A more useful question to ask is whether XML and its surrounding technologies constitute a "database" in the looser sense of the term -- that is, a database management system (DBMS). The answer to this question is, "Sort of." On the plus side, XML provides many of the things found in databases: storage (XML documents), schemas (DTDs, XML Schemas, RELAX NG, and so on), query languages (XQuery, XPath, XQL, XML-QL, QUILT, etc.), programming interfaces (SAX, DOM, JDOM), and so on. On the minus side, it lacks many of the things found in real databases: efficient storage, indexes, security, transactions and data integrity, multi-user access, triggers, queries across multiple documents, and so on.

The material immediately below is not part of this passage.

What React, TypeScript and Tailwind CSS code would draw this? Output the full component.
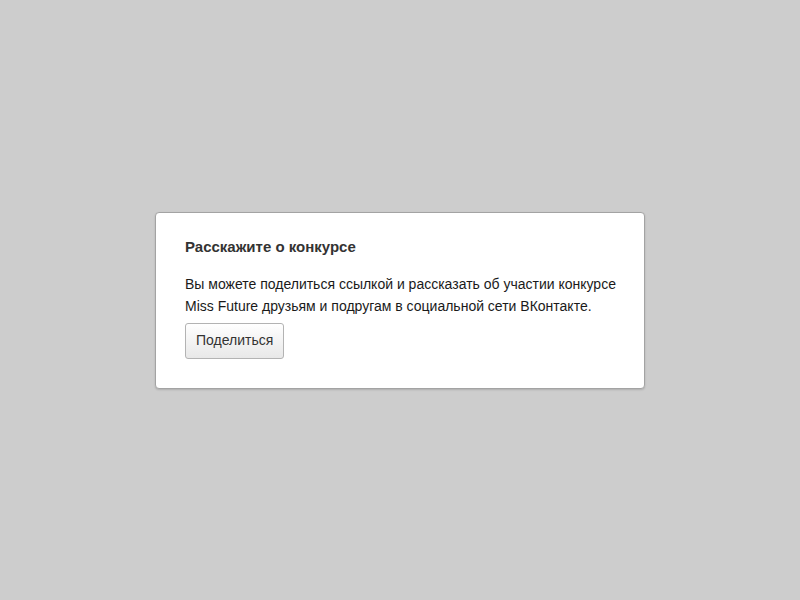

Thus, while it may be possible to use an XML document or documents as a database in environments with small amounts of data, few users, and modest performance requirements, this will fail in most production environments, which have many users, strict data integrity requirements, and the need for good performance.

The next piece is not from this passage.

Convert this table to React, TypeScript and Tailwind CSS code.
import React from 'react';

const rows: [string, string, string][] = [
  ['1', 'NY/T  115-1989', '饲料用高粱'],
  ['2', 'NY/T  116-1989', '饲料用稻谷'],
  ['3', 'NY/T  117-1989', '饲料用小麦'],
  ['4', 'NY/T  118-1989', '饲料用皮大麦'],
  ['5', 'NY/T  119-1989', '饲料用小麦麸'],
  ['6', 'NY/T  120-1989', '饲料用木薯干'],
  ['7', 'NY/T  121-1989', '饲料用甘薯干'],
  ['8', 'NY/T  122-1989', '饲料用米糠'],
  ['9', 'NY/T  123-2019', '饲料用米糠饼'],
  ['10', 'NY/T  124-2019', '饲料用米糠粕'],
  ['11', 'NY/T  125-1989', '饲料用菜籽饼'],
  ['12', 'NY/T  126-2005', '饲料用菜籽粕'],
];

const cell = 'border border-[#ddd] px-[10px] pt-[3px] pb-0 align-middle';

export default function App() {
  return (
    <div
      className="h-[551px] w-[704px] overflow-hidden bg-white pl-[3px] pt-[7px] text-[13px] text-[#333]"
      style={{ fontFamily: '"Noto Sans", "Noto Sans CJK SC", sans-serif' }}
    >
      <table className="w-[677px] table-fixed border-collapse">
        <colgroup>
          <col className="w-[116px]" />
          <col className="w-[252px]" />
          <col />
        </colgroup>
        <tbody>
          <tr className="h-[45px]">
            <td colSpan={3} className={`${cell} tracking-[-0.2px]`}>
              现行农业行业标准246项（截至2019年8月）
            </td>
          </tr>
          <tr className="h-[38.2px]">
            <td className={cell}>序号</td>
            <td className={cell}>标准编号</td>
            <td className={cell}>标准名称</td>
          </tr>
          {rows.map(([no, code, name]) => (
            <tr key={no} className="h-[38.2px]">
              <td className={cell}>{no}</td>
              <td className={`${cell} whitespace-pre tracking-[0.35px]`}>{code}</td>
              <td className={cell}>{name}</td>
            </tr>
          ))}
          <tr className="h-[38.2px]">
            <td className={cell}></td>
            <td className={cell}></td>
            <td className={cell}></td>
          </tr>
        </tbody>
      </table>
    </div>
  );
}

A good example of the type of "database" for which an XML document is suitable is an .ini file -- that is, a file that contains application configuration information. It is much easier to invent a small XML language and write a SAX application for interpreting that language than it is to write a parser for comma-delimited files. In addition, XML allows you to have nested entries, something that is harder to do in comma-delimited files. However, this is hardly a database, since it is read and written linearly, and then only when the application is started and ended.
Examples of more sophisticated data sets for which an XML document might be suitable as a database are personal contact lists (names, phone numbers, addresses, etc.), browser bookmarks, and descriptions of the MP3s you've stolen with the help of Napster. However, given the low price and ease of use of databases like dBASE and Access, there seems little reason to use an XML document as a database even in these cases. The only real advantage of XML is that the data is portable, and this is less of an advantage than it seems due to the widespread availability of tools for serializing databases as XML.